Search code examples
pythonlistnumpyvectorizationnested-loops

How to extract values from a python list or numpy array using conditional checks by the application of numpy vectorization?


I have the following code and I want to extract certain values from other lists that depends upon the given condition. But my data sets are huge ~ 1 million values in each list. Therefore this method of nested loop takes too long. Is there a vectorized or faster approach using Numpy that I can use to speed up my code as well as use less memory?

import random
import numpy as np

x=[random.randrange(0,10) for _ in range(0,100)]
y=[random.randrange(0,10) for _ in range(0,100)]
z=[random.randrange(0,10) for _ in range(0,100)]

x_unique=np.unique(x)

xx_list=[]
y_list=[]
z_list=[]

for i in range(len(x_unique)):
    xx_list.append([])
    y_list.append([])
    z_list.append([])

for ii, i in enumerate(x_unique):
        for j,k in enumerate(x):
            if i == k:
                xx_list[ii].append(x[j])
                y_list[ii].append(y[j])
                z_list[ii].append(z[j])

[EDIT: added an example of what to expect]

In the lists: y_list and z_list, I want to store values that correspond to same index numbers as stored in xx_list.

For example consider the following example lists:

x = [0.1,0.1,1,0.1,2,1,0.1]
y = [1.1,2.1,3,4,5,6,7]
z = [10,11,12,13.1,14,15,16]

Therefore, x_unique is the following:

x_unique = [0.1,1,2]

xx_list, y_list and z_list should contain the following:

xx_list = [[0.1,0.1,0.1,0.1],[1,1],[2]]
y_list = [[1.1,2.1,4,7],[3,6],[5]]
z_list = [[10,11,13.1,16],[12,15],[14]]

Solution

  • I found a solution that takes roughly 400ms for 1M items working on python lists. And a solution that takes 100ms when working on numpy arrays.

    Python

    The strategy I use it to build one dictionary per input list (x, y, z). Each of these will act as set of labeled bins. For each input list, bin i will contain the items for which their corresponding index in list x is equal to i.
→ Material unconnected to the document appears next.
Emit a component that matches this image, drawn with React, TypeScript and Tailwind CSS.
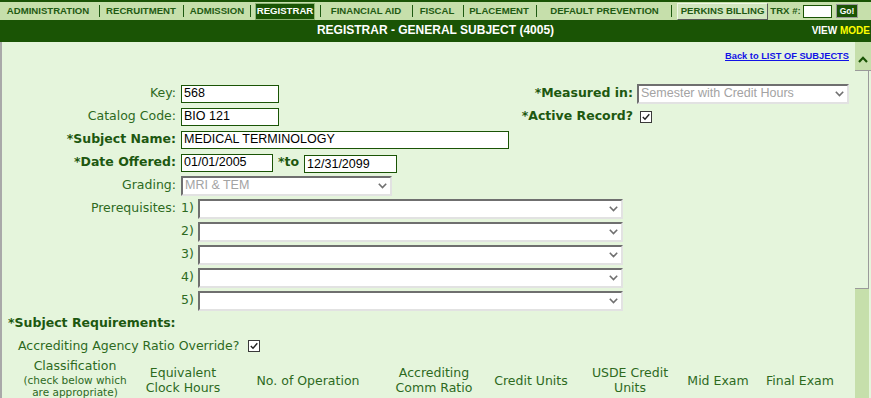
import React from "react";

function Chevron() {
  return (
    <svg width="9" height="6" viewBox="0 0 9 6" className="shrink-0">
      <path d="M0.8 0.8 L4.5 4.6 L8.2 0.8" fill="none" stroke="#707070" strokeWidth="1.6" />
    </svg>
  );
}

function Select({ w, value }: { w: string; value?: string }) {
  return (
    <div
      className={`flex h-[20px] ${w} items-center justify-between border-2 border-t-[#6f6f6f] border-l-[#6f6f6f] border-r-[#e2e2e2] border-b-[#e2e2e2] bg-white pl-[2px] pr-[3px] font-['Liberation_Sans',Arial,sans-serif] text-[12.5px] leading-none text-[#a3a3a3]`}
    >
      <span className="whitespace-nowrap">{value ?? ""}</span>
      <Chevron />
    </div>
  );
}

function TextBox({ w, value }: { w: string; value: string }) {
  return (
    <input
      readOnly
      defaultValue={value}
      className={`h-[18px] ${w} border border-[#1a5405] bg-white px-[2px] font-['Liberation_Sans',Arial,sans-serif] text-[12.5px] text-black outline-none`}
    />
  );
}

function Check() {
  return (
    <div className="flex h-[12px] w-[12px] items-center justify-center border border-[#3a3a3a] bg-white">
      <svg width="10" height="10" viewBox="0 0 10 10">
        <path d="M1.8 5 L4 7.3 L8.3 2.3" fill="none" stroke="#222" strokeWidth="1.4" />
      </svg>
    </div>
  );
}

function Sep({ w }: { w: string }) {
  return (
    <div className={`flex ${w} justify-center`}>
      <div className="h-[12px] w-px bg-[#1f5a12]" />
    </div>
  );
}

const label = "text-[12.5px] text-[#2d6a1e]";
const boldLabel = "text-[12.5px] font-bold text-[#1d5810]";

function Row({
  text,
  bold,
  children,
  right,
}: {
  text?: string;
  bold?: boolean;
  children?: React.ReactNode;
  right?: React.ReactNode;
}) {
  return (
    <div className="flex h-[23px] items-center">
      <div className={`w-[174px] whitespace-nowrap text-right ${bold ? boldLabel : label}`}>{text ?? ""}</div>
      <div className="ml-[5px] flex items-center">{children}</div>
      {right ? <div className="ml-auto flex items-center">{right}</div> : null}
    </div>
  );
}

function Prereq({ n, first }: { n: number; first?: boolean }) {
  return (
    <Row text={first ? "Prerequisites:" : ""}>
      <span className={`w-[13px] ${label}`}>{n})</span>
      <div className="ml-[4px]">
        <Select w="w-[425px]" />
      </div>
    </Row>
  );
}

export default function App() {
  return (
    <div className="h-[398px] w-[871px] overflow-hidden bg-[#e5f5dc] font-['DejaVu_Sans',sans-serif]">
      {/* top nav */}
      <div className="flex h-[20px] items-center border-t-2 border-t-[#1a5405] bg-[#c6dfab] font-['Liberation_Sans',Arial,sans-serif] text-[9.6px] font-bold text-[#1f5a12]">
        <div className="flex w-[96px] justify-center">ADMINISTRATION</div>
        <Sep w="w-[7px]" />
        <div className="flex w-[76px] justify-center">RECRUITMENT</div>
        <Sep w="w-[8px]" />
        <div className="flex w-[60px] justify-center">ADMISSION</div>
        <Sep w="w-[6px]" />
        <div className="ml-[2px] flex h-[17px] w-[60px] items-center justify-center border border-[#8fb875] bg-[#1a5405] text-white">
          REGISTRAR
        </div>
        <Sep w="w-[10px]" />
        <div className="flex w-[82px] justify-center">FINANCIAL AID</div>
        <Sep w="w-[10px]" />
        <div className="flex w-[40px] justify-center">FISCAL</div>
        <Sep w="w-[12px]" />
        <div className="flex w-[60px] justify-center">PLACEMENT</div>
        <Sep w="w-[14px]" />
        <div className="flex w-[123px] justify-center">DEFAULT PREVENTION</div>
        <Sep w="w-[11px]" />
        <div className="flex h-[17px] w-[91px] items-center justify-center border border-t-[#eef6e6] border-l-[#eef6e6] border-r-[#5a5a5a] border-b-[#5a5a5a] bg-[#d2e6bf]">
          PERKINS BILLING
        </div>
        <div className="flex w-[35px] justify-center">TRX #:</div>
        <div className="h-[13px] w-[29px] border border-[#1a5405] bg-white" />
        <div className="ml-[4px] flex h-[14px] w-[22px] items-center justify-center border border-[#9a9a9a] bg-[#1a5405] text-[8.5px] text-white">
          Go!
        </div>
      </div>

      {/* header */}
      <div className="grid h-[22px] grid-cols-[1fr_auto_1fr] items-end bg-[#1a5405] pb-[5px] font-['Liberation_Sans',Arial,sans-serif] font-bold">
        <div />
        <div className="whitespace-nowrap text-[12px] leading-[14px] text-white">REGISTRAR - GENERAL SUBJECT (4005)</div>
        <div className="flex justify-end whitespace-nowrap pr-[1px] text-[10px] leading-[12px]">
          <span className="text-white">VIEW&nbsp;</span>
          <span className="text-[#ffff00]">MODE</span>
        </div>
      </div>

      {/* content */}
      <div className="flex h-[356px]">
        <div className="flex-1 border-l-2 border-l-[#a9a9a9] pr-[6px]">
          <div className="flex justify-end pt-[8px]">
            <span className="font-['Liberation_Sans',Arial,sans-serif] text-[9.3px] font-bold leading-[12px] text-[#1212e6] underline">
              Back to LIST OF SUBJECTS
            </span>
          </div>

          <div className="mt-[20px]">
            <Row
              text="Key:"
              right={
                <>
                  <span className={boldLabel}>*Measured in:</span>
                  <div className="ml-[4px]">
                    <Select w="w-[212px]" value="Semester with Credit Hours" />
                  </div>
                </>
              }
            >
              <TextBox w="w-[98px]" value="568" />
            </Row>
            <Row
              text="Catalog Code:"
              right={
                <>
                  <span className={boldLabel}>*Active Record?</span>
                  <div className="ml-[4px] w-[212px] pl-[3px]">
                    <Check />
                  </div>
                </>
              }
            >
              <TextBox w="w-[98px]" value="BIO 121" />
            </Row>
            <Row text="*Subject Name:" bold>
              <TextBox w="w-[328px]" value="MEDICAL TERMINOLOGY" />
            </Row>
            <Row text="*Date Offered:" bold>
              <TextBox w="w-[92px]" value="01/01/2005" />
              <span className={`ml-[5px] ${boldLabel}`}>*to</span>
              <div className="ml-[5px]">
                <TextBox w="w-[93px]" value="12/31/2099" />
              </div>
            </Row>
            <Row text="Grading:">
              <Select w="w-[211px]" value="MRI & TEM" />
            </Row>
            <Prereq n={1} first />
            <Prereq n={2} />
            <Prereq n={3} />
            <Prereq n={4} />
            <Prereq n={5} />
          </div>

          <div className={`ml-[6px] mt-[1px] flex h-[20px] items-center ${boldLabel}`}>*Subject Requirements:</div>
          <div className={`ml-[16px] mt-[3px] flex h-[20px] items-center ${label}`}>
            <span>Accrediting Agency Ratio Override?</span>
            <div className="ml-[9px]">
              <Check />
            </div>
          </div>

          <div className={`ml-[16px] mt-[1px] flex h-[46px] items-center text-center ${label}`}>
            <div className="w-[114px] self-start">
              <div className="leading-[17px]">Classification</div>
              <div className="text-[10.5px] leading-[12px]">
                (check below which
                <br />
                are appropriate)
              </div>
            </div>
            <div className="w-[102px] leading-[15px]">
              Equivalent
              <br />
              Clock Hours
            </div>
            <div className="w-[148px] leading-[15px]">No. of Operation</div>
            <div className="w-[104px] leading-[15px]">
              Accrediting
              <br />
              Comm Ratio
            </div>
            <div className="w-[90px] leading-[15px]">Credit Units</div>
            <div className="w-[108px] leading-[15px]">
              USDE Credit
              <br />
              Units
            </div>
            <div className="w-[68px] whitespace-nowrap leading-[15px]">Mid Exam</div>
            <div className="w-[96px] whitespace-nowrap leading-[15px]">Final Exam</div>
          </div>
        </div>

        {/* scrollbar */}
        <div className="flex w-[16px] flex-col">
          <div className="flex h-[29px] justify-center border-b border-b-[#9a9a9a] bg-[#c6dfab] pt-[14px]">
            <svg width="10" height="7" viewBox="0 0 10 7">
              <path d="M1 6 L5 1.8 L9 6" fill="none" stroke="#1a5405" strokeWidth="2.2" />
            </svg>
          </div>
          <div className="mr-[2px] h-[217px] border-r border-r-[#9a9a9a]" />
          <div className="mr-[2px] flex-1 border-t border-t-[#9a9a9a] bg-[#c6dfab]" />
        </div>
      </div>
    </div>
  );
}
Corresponding means that they are at the same position in their respective list.

    def compute_bins(x, y, z):
        # You can see this as an ordered-set:
        x_bin_indexes = {a:i for i, a in enumerate(sorted(set(x)))}
    
        # Each input list has its own set of labeled bins: 
        x_bins = defaultdict(list)
        y_bins = defaultdict(list)
        z_bins = defaultdict(list)
    
        for item_x, item_y, item_z in zip(x, y, z):
            index = x_bin_indexes[item_x]
            # Drop the item in the corresponding bin:
            x_bins[index].append(item_x)
            y_bins[index].append(item_y)
            z_bins[index].append(item_z)
    
        # Now we transform the result back to lists of list:
        x_bins = list(x_bins.values())
        y_bins = list(y_bins.values())
        z_bins = list(z_bins.values())
        return x_bins, y_bins, z_bins
    

    The key factor here is that every operation we make in the loop is in constant time. The function can be called this way:

    >>> xx_list, y_list, z_list = compute_bins(x, y, z)
    >>> xx_list
    [[0, 0, 0, 0], [1, 1], [2]]
    >>> y_list
    [[1, 2, 4, 7], [3, 6], [5]]
    >>> z_list
    [[10, 11, 13, 16], [12, 15], [14]]
    

    Numpy

    Using numpy, I thought of a different strategy: sort all arrays according the items in x then split them according to the number of consecutive identical values in x. Here is the code (considering that x, y and z are numpy arrays):

    import numpy as np
    
    def compute_bins(x, *others):
        x_bin_indexes, bin_sizes = np.unique(x, return_counts=True)
        sort_order = np.argsort(x)
        split_rule = np.cumsum(bin_sizes)[:-1]
        return tuple(np.split(o[sort_order], split_rule) for o in (x, *others))
    

    Note that np.cumsum(bin_sizes)[:-1] is only there because split takes a list of index at which to cut and not a list of cut sizes. If we want to split [0, 0, 0, 1, 1, 2] into [[0, 0, 0], [1, 1], [2]] we don't pass [3, 2, 1] to np.split, but [3, 5] instead.

    Performances

    Concerning performances, here is how it goes on my machine:

    from random import randint
    
    test_size = int(1e6)
    x = [randint(0, 100) for _ in range(test_size)]
    y = [i+1 for i in range(test_size)]
    z = [i+test_size+1 for i in range(test_size)]
    
    %timeit xx_list, y_list, z_list = compute_bins(x, y, z)
    

    Output for the pure python version:

    396 ms ± 5.98 ms per loop (mean ± std. dev. of 7 runs, 1 loop each)
    

    Output for the numpy version (x, y and z are np.array):

    105 ms ± 1.07 ms per loop (mean ± std. dev. of 7 runs, 10 loops each)
    

    For comparison, the solution you first proposed gives:

    19.7 s ± 282 ms per loop (mean ± std. dev. of 7 runs, 1 loop each)